N draws my attention to one more extremely crowded bread queue, and then we discover a young teenage boy in the queue has collapsed from exhaustion; the medics treat him to the extent they can.

4pm: F calls to say they’ve heard Al Awda hospital has been shelled. I ring EJ. She says a structure immediately beside it received two shells; one person was injured, the man who lent her his jacket last night. He has shrapnel to the head and she says he isn’t looking too good. A apparently caught the shelling on his camera. We wonder if we should head back there to be again with Jabalia RC instead of Gaza city RC. But Gaza city lost 3 of their medics yesterday.

Latest:
There have been two separate reports about Israeli attacks on funeral tents. We are trying to confirm deaths and injuries for one. The second of the funerals attacked was medic Arafa’s yesterday afternoon; 5 people were injured.

We have also had reports that in the Zaytoun area two days ago, Israeli soliders rounded up a group of people into two houses; women and children into one, men into the other, where they were kept for two days. Then this morning at 11am Israeli forces shelled the houses. We have heard the number of deaths as between 7 and 20. One was a seven year old boy whose father was interviewed on TV while holding his body. We are trying to find out further details. It is getting very hard to keep up with this insanity.
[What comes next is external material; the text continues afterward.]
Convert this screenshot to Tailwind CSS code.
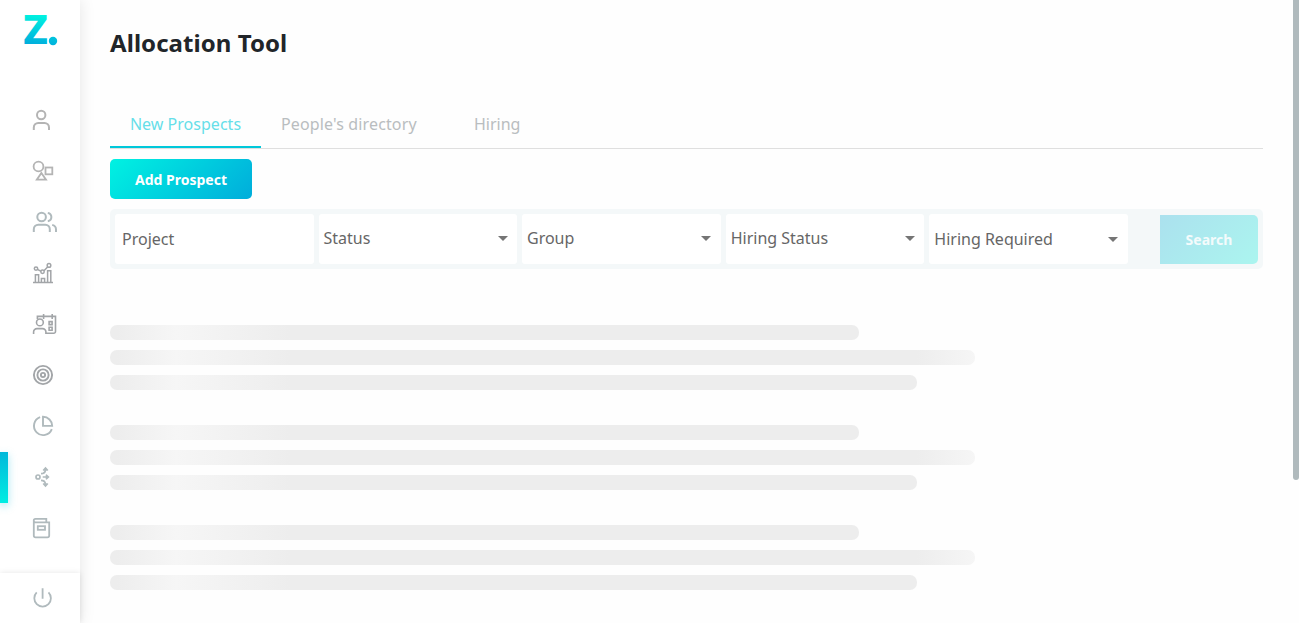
<!DOCTYPE html>
<html lang="en">
<head>
<meta charset="utf-8">
<title>Allocation Tool</title>
<script src="https://cdn.jsdelivr.net/npm/@tailwindcss/browser@4"></script>
</head>
<body class="relative flex h-[623px] overflow-hidden bg-[#fefefe] font-['Noto_Sans',sans-serif] text-base">

<aside class="relative flex w-20 shrink-0 flex-col bg-white shadow-[0_0_15px_rgba(0,0,0,0.1)]">
  <svg class="h-[94px] w-20 shrink-0" viewBox="0 0 80 94">
    <defs><linearGradient id="logo" gradientUnits="userSpaceOnUse" x1="38" y1="15" x2="34" y2="47"><stop stop-color="#00f2e0"/><stop offset="1" stop-color="#00a8dc"/></linearGradient></defs>
    <text x="23.2" y="44" font-family="Noto Sans" font-weight="800" font-size="40.6" textLength="24.6" lengthAdjust="spacingAndGlyphs" fill="url(#logo)">Z</text>
    <circle cx="53" cy="41" r="4.2" fill="url(#logo)"/>
  </svg>
  <nav class="flex flex-1 flex-col text-[#b0babd]">
    <a class="flex h-[51px] items-center pl-[29px]"><svg class="size-7" viewBox="29 106 28 28" fill="none" stroke="#b4b4b4" stroke-width="2"><circle cx="41.2" cy="115" r="4.2"/><path d="M33.8 130v-2.6a4.5 4.5 0 0 1 4.5-4.5h6.2a4.5 4.5 0 0 1 4.5 4.5v2.6"/></svg></a>
    <a class="flex h-[51px] items-center pl-[29px]"><svg class="size-7" viewBox="29 157 28 28" fill="none" stroke="#b4b4b4" stroke-width="1.8"><circle cx="38.5" cy="166.5" r="4.9"/><rect x="45.5" y="167.5" width="6.8" height="6.8"/><path d="M41.4 172.9 46 179.7H36.8Z"/></svg></a>
    <a class="flex h-[51px] items-center pl-[29px]"><svg class="size-7" viewBox="29 208 28 28" fill="none" stroke="currentColor" stroke-width="2"><circle cx="41.6" cy="217" r="4.3"/><path d="M33.8 232v-2.8a4.5 4.5 0 0 1 4.5-4.5h7a4.5 4.5 0 0 1 4.5 4.5v2.8M47.8 212.9a4.2 4.2 0 0 1 0 8.3M52.2 224.9c2.6.7 3.8 2.3 3.8 4.6v2.5"/></svg></a>
    <a class="flex h-[51px] items-center pl-[29px]"><svg class="size-7" viewBox="29 259 28 28" fill="none" stroke="#a2a5a8" stroke-width="1.5"><path d="M33 282.4h20M35.4 282v-7.3h3.2v7.3M41.4 282v-3.6h3.2v3.6M47.6 282v-11.3h3.2V282M37.4 269.4l3.8 2M44 270.7l3.8-4"/><circle cx="36" cy="268.6" r="1.7"/><circle cx="42.5" cy="271.8" r="1.7"/><circle cx="49" cy="265.4" r="1.8"/></svg></a>
    <a class="flex h-[51px] items-center pl-[29px]"><svg class="size-7" viewBox="29 310 28 28" fill="none" stroke="#a2a5a8" stroke-width="1.6"><circle cx="39.9" cy="322.4" r="3.4"/><path d="M33.6 334v-2a3.4 3.4 0 0 1 3.4-3.4h5.5a3.4 3.4 0 0 1 3.4 3.4v1.3h7.8a1.8 1.8 0 0 0 1.8-1.8V316.4H37.4v2.5M43.6 314v5M52.2 314v5"/><path d="M49.1 321.6h3v3h-3zM49.1 327.2h3v3h-3z"/></svg></a>
    <a class="flex h-[51px] items-center pl-[29px]"><svg class="size-7" viewBox="29 361 28 28" fill="none" stroke="#a2a5a8" stroke-width="1.9"><circle cx="43" cy="375" r="9.1"/><circle cx="43" cy="375" r="5.6"/><circle cx="43" cy="375" r="2.1"/></svg></a>
    <a class="flex h-[51px] items-center pl-[29px]"><svg class="size-7" viewBox="29 412 28 28" fill="none" stroke="currentColor" stroke-width="1.9"><path d="M40.1 417.2a9.2 9.2 0 1 0 11.7 11.9M43 416.8v9.1h9.2a9.2 9.2 0 0 0-9.2-9.1Z"/></svg></a>
    <a class="flex h-[51px] items-center"><span class="mt-0.5 h-[51px] w-2 shrink-0 bg-linear-to-t from-[#00ede2] to-[#00b8da] shadow-[0_3px_8px_rgba(0,184,218,0.35)]"></span>
      <svg class="ml-[21px] size-7" viewBox="29 463 28 28" fill="none" stroke="currentColor" stroke-width="1.7"><circle cx="38" cy="477" r="2"/><path d="M42.7 477h4.6M41 473.7c2.7 0 4.2-1.2 4.4-3.6M41 480.3c2.7 0 4.2 1.2 4.4 3.6"/><path fill="currentColor" stroke="none" d="m45.5 466.7 2.9 3.2-.7.9h-4.4l-.7-.9zM49.6 477l-3 2.8-.9-.6v-4.4l.9-.6zM45.5 487.3l2.9-3.2-.7-.9h-4.4l-.7.9z"/></svg></a>
    <a class="flex h-[51px] items-center pl-[29px]"><svg class="size-7" viewBox="29 514 28 28" fill="none" stroke="currentColor" stroke-width="1.8"><path d="M33.8 520.8v14.7a1.8 1.8 0 0 0 1.8 1.8h11.8a1.8 1.8 0 0 0 1.8-1.8v-13.2H35.5a1.7 1.7 0 0 1 0-3.5h10.8v3.3"/><rect x="37.8" y="526.2" width="7.2" height="3.6"/></svg></a>
  </nav>
  <div class="flex h-[50px] shrink-0 items-center bg-white pl-[29px] text-[#b0babd] shadow-[0_0_6px_rgba(0,0,0,0.1)]"><svg class="size-7" viewBox="29 584 28 28" fill="none" stroke="currentColor" stroke-width="1.8"><path d="M42.6 588.2v10.5M36.7 592.4a8.3 8.3 0 1 0 11.8 0"/></svg></div>
</aside>

<main class="ml-[30px] flex w-[1153px] flex-col">
  <h1 class="mt-[25px] text-2xl leading-9 font-bold tracking-[0.06px] text-[#212529]">Allocation Tool</h1>
  <div class="mt-[39px] flex h-[49px] border-b border-[#dfdfdf] text-[#b9bdc0]">
    <div class="flex h-12 w-[151px] justify-center border-b-2 border-[#00c8da] pt-3 tracking-[0.02px] text-[#66dfe9]">New Prospects</div>
    <div class="w-[176px] pt-3 pl-5 tracking-[0.13px]">People's directory</div>
    <div class="pt-3 pl-[37px]">Hiring</div>
  </div>
  <button class="mt-2.5 h-10 w-[142px] rounded-[5px] bg-linear-[135deg,#00f2e2,#00addb] pt-0.5 text-sm font-bold text-white">Add Prospect</button>

  <div class="mt-2.5 flex h-[60px] items-center gap-[5px] rounded-[5px] bg-[#f4f8f9] p-[5px] text-[#666]">
    <div class="flex h-[50px] w-[199px] items-center rounded-[3px] bg-white pl-[7px]">Project</div>
    <div class="flex h-[50px] w-[198px] items-center justify-between rounded-[3px] bg-white pr-[9px] pb-0.5 pl-[4.5px]">Status<svg class="h-[5px] w-2.5" viewBox="0 0 10 5"><path fill="#757575" d="M0 0h10L5 5z"/></svg></div>
    <div class="flex h-[50px] w-[199px] items-center justify-between rounded-[3px] bg-white pr-[10px] pb-0.5 pl-[5px]">Group<svg class="h-[5px] w-2.5" viewBox="0 0 10 5"><path fill="#757575" d="M0 0h10L5 5z"/></svg></div>
    <div class="flex h-[50px] w-[198px] items-center justify-between rounded-[3px] bg-white pr-[9px] pb-0.5 pl-[4.7px]">Hiring Status<svg class="h-[5px] w-2.5" viewBox="0 0 10 5"><path fill="#757575" d="M0 0h10L5 5z"/></svg></div>
    <div class="flex h-[50px] w-[199px] items-center justify-between rounded-[3px] bg-white pr-[10px] pl-[5.3px]">Hiring Required<svg class="h-[5px] w-2.5" viewBox="0 0 10 5"><path fill="#757575" d="M0 0h10L5 5z"/></svg></div>
    <button class="mt-px ml-auto h-[49px] w-[98px] rounded-r-[5px] bg-linear-[135deg,#abe1ee,#abf5ef] text-sm font-bold text-[#f4fbfc]">Search</button>
  </div>

  <div class="mt-14 flex flex-col gap-[35px]">
    <div class="flex flex-col gap-2.5 *:h-[15px] *:rounded-[7px] *:bg-[linear-gradient(to_right,#ededed_7px,#f6f6f6_66px,#ededed_180px)] *:bg-size-[800px_104px]">
      <div class="w-[749px]"></div><div class="w-[865px]"></div><div class="w-[807px]"></div>
    </div>
    <div class="flex flex-col gap-2.5 *:h-[15px] *:rounded-[7px] *:bg-[linear-gradient(to_right,#ededed_7px,#f6f6f6_66px,#ededed_180px)] *:bg-size-[800px_104px]">
      <div class="w-[749px]"></div><div class="w-[865px]"></div><div class="w-[807px]"></div>
    </div>
    <div class="flex flex-col gap-2.5 *:h-[15px] *:rounded-[7px] *:bg-[linear-gradient(to_right,#ededed_7px,#f6f6f6_66px,#ededed_180px)] *:bg-size-[800px_104px]">
      <div class="w-[749px]"></div><div class="w-[865px]"></div><div class="w-[807px]"></div>
    </div>
  </div>
</main>
<div class="ml-auto h-[480px] w-1.5 rounded-b-[3px] bg-[#b0babd]"></div>
</body>
</html>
We asked the Jabalia Red Crescent admin person how much of the emergency calls Israel is not letting them go to. These are in areas where co-ordination must be made with the invading forces via the Red Cross to enter. He said they are not being allowed to attend to about 80% of the calls from the north, covering the Beit Lahia, Beit Hanoun, and Jabalia area.

Shall I repeat that?
80%.
Eight of ten people calling for help are being prevented from receiving it.